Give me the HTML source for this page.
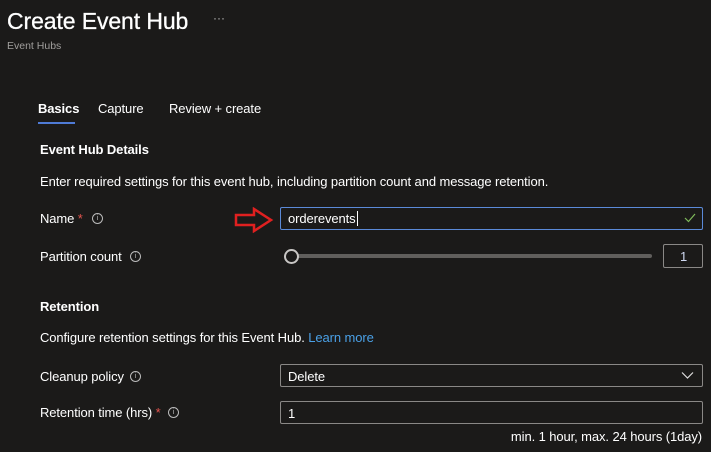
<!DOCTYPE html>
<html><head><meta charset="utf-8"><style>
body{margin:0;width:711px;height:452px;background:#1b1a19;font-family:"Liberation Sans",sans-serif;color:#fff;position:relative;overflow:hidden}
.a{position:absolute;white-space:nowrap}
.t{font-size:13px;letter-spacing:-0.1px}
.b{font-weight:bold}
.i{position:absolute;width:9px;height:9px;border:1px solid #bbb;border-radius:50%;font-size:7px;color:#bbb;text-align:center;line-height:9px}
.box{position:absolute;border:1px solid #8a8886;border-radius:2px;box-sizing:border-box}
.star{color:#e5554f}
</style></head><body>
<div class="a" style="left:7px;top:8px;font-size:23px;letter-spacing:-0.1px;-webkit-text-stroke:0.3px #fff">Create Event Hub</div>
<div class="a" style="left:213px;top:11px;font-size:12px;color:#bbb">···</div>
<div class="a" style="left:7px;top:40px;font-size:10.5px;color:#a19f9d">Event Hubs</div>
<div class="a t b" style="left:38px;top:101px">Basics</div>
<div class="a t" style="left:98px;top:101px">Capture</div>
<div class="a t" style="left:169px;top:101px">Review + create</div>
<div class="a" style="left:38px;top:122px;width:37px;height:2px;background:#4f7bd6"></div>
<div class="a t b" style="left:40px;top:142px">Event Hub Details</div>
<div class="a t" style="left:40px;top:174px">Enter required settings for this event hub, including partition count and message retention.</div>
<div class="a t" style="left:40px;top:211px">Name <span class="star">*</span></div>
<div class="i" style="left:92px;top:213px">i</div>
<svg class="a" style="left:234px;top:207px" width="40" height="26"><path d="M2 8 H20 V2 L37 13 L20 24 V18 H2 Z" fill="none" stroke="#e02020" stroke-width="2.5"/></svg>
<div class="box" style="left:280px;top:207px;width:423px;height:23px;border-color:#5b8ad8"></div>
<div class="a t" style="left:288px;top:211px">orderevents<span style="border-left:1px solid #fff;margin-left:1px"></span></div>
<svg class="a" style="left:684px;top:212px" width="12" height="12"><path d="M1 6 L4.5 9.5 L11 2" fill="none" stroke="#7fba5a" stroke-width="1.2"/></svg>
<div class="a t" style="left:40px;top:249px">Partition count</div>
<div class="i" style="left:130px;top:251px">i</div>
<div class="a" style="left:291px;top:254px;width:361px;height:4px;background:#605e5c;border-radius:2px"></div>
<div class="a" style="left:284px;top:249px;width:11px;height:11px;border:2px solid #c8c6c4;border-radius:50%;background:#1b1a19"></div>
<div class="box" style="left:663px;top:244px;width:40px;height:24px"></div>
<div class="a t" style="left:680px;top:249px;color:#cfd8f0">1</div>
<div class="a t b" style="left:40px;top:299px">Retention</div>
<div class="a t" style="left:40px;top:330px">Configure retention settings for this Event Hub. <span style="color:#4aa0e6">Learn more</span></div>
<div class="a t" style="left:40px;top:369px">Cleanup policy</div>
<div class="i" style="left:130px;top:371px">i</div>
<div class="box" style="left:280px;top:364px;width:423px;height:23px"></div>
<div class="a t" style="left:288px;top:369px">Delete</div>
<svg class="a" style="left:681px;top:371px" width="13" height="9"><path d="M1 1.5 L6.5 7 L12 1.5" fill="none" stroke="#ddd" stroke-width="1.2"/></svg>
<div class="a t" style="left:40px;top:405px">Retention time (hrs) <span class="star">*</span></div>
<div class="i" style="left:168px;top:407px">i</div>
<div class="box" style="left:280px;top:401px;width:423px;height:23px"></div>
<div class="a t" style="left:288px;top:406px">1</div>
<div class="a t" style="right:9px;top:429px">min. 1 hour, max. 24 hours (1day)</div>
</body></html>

------

**WRITTEN REQUEST**
Pictures are to be left out; repeat all the remaining data exactly.

**RESULT OF THE EXERCISE**
Give me the HTML source for this page.
<!DOCTYPE html>
<html><head><meta charset="utf-8"><style>
body{margin:0;width:711px;height:452px;background:#1b1a19;font-family:"Liberation Sans",sans-serif;color:#fff;position:relative;overflow:hidden}
.a{position:absolute;white-space:nowrap}
.t{font-size:13px;letter-spacing:-0.1px}
.b{font-weight:bold}
.i{position:absolute;width:9px;height:9px;border:1px solid #bbb;border-radius:50%;font-size:7px;color:#bbb;text-align:center;line-height:9px}
.box{position:absolute;border:1px solid #8a8886;border-radius:2px;box-sizing:border-box}
.star{color:#e5554f}
</style></head><body>
<div class="a" style="left:7px;top:8px;font-size:23px;letter-spacing:-0.1px;-webkit-text-stroke:0.3px #fff">Create Event Hub</div>
<div class="a" style="left:213px;top:11px;font-size:12px;color:#bbb">···</div>
<div class="a" style="left:7px;top:40px;font-size:10.5px;color:#a19f9d">Event Hubs</div>
<div class="a t b" style="left:38px;top:101px">Basics</div>
<div class="a t" style="left:98px;top:101px">Capture</div>
<div class="a t" style="left:169px;top:101px">Review + create</div>
<div class="a" style="left:38px;top:122px;width:37px;height:2px;background:#4f7bd6"></div>
<div class="a t b" style="left:40px;top:142px">Event Hub Details</div>
<div class="a t" style="left:40px;top:174px">Enter required settings for this event hub, including partition count and message retention.</div>
<div class="a t" style="left:40px;top:211px">Name <span class="star">*</span></div>
<div class="i" style="left:92px;top:213px">i</div>
<svg class="a" style="left:234px;top:207px" width="40" height="26"><path d="M2 8 H20 V2 L37 13 L20 24 V18 H2 Z" fill="none" stroke="#e02020" stroke-width="2.5"/></svg>
<div class="box" style="left:280px;top:207px;width:423px;height:23px;border-color:#5b8ad8"></div>
<div class="a t" style="left:288px;top:211px">orderevents<span style="border-left:1px solid #fff;margin-left:1px"></span></div>
<svg class="a" style="left:684px;top:212px" width="12" height="12"><path d="M1 6 L4.5 9.5 L11 2" fill="none" stroke="#7fba5a" stroke-width="1.2"/></svg>
<div class="a t" style="left:40px;top:249px">Partition count</div>
<div class="i" style="left:130px;top:251px">i</div>
<div class="a" style="left:291px;top:254px;width:361px;height:4px;background:#605e5c;border-radius:2px"></div>
<div class="a" style="left:284px;top:249px;width:11px;height:11px;border:2px solid #c8c6c4;border-radius:50%;background:#1b1a19"></div>
<div class="box" style="left:663px;top:244px;width:40px;height:24px"></div>
<div class="a t" style="left:680px;top:249px;color:#cfd8f0">1</div>
<div class="a t b" style="left:40px;top:299px">Retention</div>
<div class="a t" style="left:40px;top:330px">Configure retention settings for this Event Hub. <span style="color:#4aa0e6">Learn more</span></div>
<div class="a t" style="left:40px;top:369px">Cleanup policy</div>
<div class="i" style="left:130px;top:371px">i</div>
<div class="box" style="left:280px;top:364px;width:423px;height:23px"></div>
<div class="a t" style="left:288px;top:369px">Delete</div>
<svg class="a" style="left:681px;top:371px" width="13" height="9"><path d="M1 1.5 L6.5 7 L12 1.5" fill="none" stroke="#ddd" stroke-width="1.2"/></svg>
<div class="a t" style="left:40px;top:405px">Retention time (hrs) <span class="star">*</span></div>
<div class="i" style="left:168px;top:407px">i</div>
<div class="box" style="left:280px;top:401px;width:423px;height:23px"></div>
<div class="a t" style="left:288px;top:406px">1</div>
<div class="a t" style="right:9px;top:429px">min. 1 hour, max. 24 hours (1day)</div>
</body></html>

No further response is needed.